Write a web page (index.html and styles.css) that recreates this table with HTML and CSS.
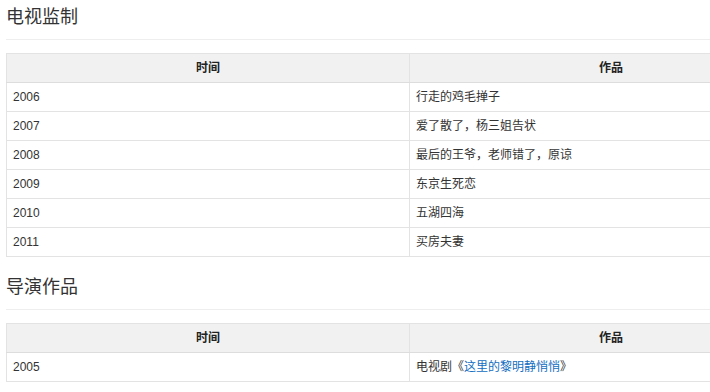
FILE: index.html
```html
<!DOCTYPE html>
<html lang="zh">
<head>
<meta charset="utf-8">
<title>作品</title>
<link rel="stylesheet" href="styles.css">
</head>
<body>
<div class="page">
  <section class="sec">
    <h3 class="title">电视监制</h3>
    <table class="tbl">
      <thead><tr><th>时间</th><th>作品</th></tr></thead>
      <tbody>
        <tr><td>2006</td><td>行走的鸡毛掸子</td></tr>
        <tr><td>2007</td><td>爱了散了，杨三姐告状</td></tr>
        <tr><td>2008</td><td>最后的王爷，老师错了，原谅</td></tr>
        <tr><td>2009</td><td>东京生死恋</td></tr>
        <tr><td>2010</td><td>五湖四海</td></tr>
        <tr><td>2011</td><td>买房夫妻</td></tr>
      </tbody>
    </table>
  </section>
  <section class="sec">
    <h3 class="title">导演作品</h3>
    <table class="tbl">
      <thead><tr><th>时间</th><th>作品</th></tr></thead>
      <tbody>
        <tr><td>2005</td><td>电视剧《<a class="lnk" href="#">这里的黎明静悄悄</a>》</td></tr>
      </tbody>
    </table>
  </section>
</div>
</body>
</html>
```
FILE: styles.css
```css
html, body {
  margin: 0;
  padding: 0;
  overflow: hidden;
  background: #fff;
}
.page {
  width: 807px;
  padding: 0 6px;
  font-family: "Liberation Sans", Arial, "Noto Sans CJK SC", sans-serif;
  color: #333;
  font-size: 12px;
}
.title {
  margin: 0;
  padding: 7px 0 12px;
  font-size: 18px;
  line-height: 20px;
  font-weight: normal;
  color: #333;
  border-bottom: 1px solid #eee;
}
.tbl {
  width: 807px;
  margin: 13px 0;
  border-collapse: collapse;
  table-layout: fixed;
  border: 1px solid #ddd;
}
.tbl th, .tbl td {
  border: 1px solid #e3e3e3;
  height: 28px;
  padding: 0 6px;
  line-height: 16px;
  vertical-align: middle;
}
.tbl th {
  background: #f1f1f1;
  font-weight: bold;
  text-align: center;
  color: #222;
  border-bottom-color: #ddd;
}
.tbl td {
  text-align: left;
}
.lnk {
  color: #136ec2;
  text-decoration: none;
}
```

[Directive]: Pick out and copy the lines of the material that include the word "page".

[Result of the exercise]:
Write a web page (index.html and styles.css) that recreates this table with HTML and CSS.
<div class="page">
.page {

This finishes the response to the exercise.